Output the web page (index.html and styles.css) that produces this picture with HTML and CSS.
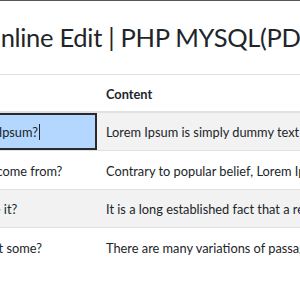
========================
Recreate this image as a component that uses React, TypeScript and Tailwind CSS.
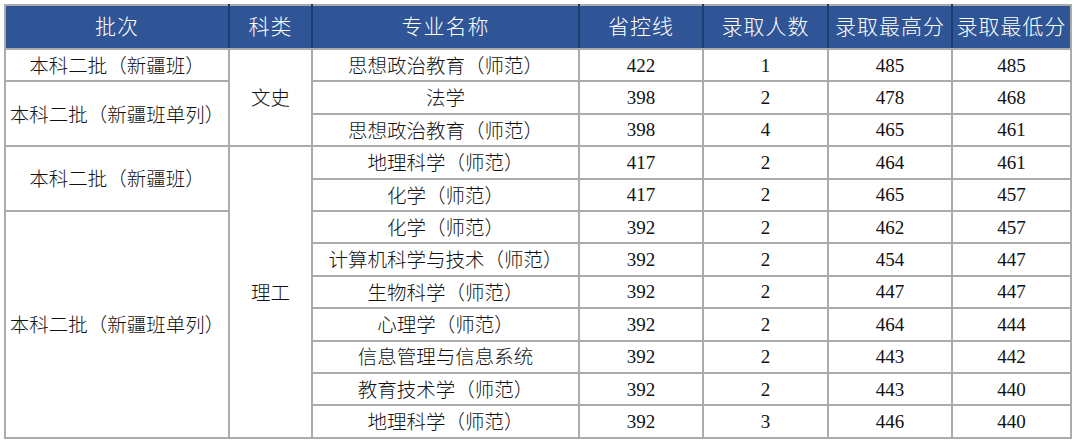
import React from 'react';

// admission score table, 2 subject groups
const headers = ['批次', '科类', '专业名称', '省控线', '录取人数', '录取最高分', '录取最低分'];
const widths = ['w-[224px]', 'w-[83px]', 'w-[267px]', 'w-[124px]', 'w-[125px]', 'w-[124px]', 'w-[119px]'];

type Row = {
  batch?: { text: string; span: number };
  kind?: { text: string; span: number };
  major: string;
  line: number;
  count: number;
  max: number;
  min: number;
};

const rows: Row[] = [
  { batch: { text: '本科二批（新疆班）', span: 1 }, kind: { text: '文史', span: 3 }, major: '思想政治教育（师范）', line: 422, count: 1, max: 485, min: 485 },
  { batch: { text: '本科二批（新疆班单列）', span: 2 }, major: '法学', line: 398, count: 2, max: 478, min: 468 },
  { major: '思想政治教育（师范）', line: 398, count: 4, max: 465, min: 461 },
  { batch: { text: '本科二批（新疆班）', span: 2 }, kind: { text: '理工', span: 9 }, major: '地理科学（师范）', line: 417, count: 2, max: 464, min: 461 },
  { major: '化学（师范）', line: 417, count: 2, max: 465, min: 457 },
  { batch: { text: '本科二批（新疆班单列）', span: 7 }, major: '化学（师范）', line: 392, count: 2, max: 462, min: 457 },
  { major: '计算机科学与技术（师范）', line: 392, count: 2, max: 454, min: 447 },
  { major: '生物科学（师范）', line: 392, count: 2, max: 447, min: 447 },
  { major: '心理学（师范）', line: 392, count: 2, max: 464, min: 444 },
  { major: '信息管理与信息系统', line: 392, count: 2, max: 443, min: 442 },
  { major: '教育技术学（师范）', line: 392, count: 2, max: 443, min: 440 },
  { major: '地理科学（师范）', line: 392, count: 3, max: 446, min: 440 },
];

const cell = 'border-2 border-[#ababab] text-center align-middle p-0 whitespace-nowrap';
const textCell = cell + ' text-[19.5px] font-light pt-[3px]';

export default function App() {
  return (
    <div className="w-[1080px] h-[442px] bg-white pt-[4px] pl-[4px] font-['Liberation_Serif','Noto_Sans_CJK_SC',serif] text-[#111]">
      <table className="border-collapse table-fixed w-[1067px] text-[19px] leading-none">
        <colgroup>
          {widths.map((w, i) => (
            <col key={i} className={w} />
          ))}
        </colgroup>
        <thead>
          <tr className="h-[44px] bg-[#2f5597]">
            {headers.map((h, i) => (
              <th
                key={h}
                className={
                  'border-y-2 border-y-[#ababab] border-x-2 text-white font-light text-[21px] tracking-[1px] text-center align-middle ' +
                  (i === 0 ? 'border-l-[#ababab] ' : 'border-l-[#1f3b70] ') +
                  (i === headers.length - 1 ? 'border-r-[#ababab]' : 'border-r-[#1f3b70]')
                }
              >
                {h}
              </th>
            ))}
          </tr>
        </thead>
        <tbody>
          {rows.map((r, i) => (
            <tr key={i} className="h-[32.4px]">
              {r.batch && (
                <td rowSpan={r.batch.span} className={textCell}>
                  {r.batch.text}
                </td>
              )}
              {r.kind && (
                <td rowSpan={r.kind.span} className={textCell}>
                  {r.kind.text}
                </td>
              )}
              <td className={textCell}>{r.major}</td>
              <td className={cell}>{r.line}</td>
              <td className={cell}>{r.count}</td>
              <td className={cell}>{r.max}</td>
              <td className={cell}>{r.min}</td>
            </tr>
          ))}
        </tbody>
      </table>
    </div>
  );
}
========================
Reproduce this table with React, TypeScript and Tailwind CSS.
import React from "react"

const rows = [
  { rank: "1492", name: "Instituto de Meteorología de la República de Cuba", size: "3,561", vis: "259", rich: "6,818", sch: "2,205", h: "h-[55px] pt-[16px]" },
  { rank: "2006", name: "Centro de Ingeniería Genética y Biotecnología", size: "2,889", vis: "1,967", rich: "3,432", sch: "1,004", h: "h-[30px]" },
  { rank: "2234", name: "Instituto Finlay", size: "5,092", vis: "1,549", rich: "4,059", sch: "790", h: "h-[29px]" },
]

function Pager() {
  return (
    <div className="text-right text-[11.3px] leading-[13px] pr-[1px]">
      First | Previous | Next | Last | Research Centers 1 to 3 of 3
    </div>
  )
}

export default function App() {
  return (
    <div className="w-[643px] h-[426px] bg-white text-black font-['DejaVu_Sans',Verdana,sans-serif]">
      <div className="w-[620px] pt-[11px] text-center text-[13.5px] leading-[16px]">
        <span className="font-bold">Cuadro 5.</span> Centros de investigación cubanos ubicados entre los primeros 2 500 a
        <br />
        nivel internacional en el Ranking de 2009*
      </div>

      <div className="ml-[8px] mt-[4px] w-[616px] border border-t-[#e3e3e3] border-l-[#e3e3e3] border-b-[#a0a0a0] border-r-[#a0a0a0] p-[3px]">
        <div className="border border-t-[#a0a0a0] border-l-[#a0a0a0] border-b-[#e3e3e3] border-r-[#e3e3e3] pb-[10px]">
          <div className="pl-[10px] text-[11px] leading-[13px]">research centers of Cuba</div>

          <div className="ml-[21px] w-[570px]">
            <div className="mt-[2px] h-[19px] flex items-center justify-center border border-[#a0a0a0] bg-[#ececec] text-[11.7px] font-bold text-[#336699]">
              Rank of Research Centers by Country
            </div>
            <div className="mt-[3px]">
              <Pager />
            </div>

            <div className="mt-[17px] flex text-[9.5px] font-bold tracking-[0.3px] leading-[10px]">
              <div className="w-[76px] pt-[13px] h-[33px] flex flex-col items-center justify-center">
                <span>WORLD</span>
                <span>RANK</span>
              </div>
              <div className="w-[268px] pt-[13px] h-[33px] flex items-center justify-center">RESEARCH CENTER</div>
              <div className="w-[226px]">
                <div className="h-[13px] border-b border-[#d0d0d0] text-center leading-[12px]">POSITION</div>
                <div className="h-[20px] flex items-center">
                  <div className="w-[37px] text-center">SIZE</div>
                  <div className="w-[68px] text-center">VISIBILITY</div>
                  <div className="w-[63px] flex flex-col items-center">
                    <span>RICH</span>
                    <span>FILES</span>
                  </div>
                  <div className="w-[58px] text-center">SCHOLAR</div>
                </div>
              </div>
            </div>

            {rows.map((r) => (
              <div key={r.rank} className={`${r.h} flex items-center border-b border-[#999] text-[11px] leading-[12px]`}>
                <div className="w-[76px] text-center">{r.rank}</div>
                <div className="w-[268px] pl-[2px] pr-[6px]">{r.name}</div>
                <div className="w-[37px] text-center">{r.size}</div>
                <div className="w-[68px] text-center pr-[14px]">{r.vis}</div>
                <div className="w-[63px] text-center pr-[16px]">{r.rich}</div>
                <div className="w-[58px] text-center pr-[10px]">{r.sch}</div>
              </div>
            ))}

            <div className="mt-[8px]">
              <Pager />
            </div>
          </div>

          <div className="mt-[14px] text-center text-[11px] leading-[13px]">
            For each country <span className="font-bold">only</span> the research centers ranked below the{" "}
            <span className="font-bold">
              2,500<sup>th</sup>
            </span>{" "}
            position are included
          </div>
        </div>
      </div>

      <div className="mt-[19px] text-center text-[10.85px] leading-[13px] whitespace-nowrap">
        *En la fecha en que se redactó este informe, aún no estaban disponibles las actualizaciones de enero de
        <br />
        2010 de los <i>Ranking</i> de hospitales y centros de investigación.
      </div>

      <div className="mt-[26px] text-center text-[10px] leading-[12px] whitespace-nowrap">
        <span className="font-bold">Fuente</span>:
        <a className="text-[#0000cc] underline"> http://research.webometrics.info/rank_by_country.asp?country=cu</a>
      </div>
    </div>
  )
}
========================
▸ Problem to solve:
Isolate the lines that hold the word "React" and copy all of them.

▸ Worked answer:
Recreate this image as a component that uses React, TypeScript and Tailwind CSS.
import React from 'react';
Reproduce this table with React, TypeScript and Tailwind CSS.
import React from "react"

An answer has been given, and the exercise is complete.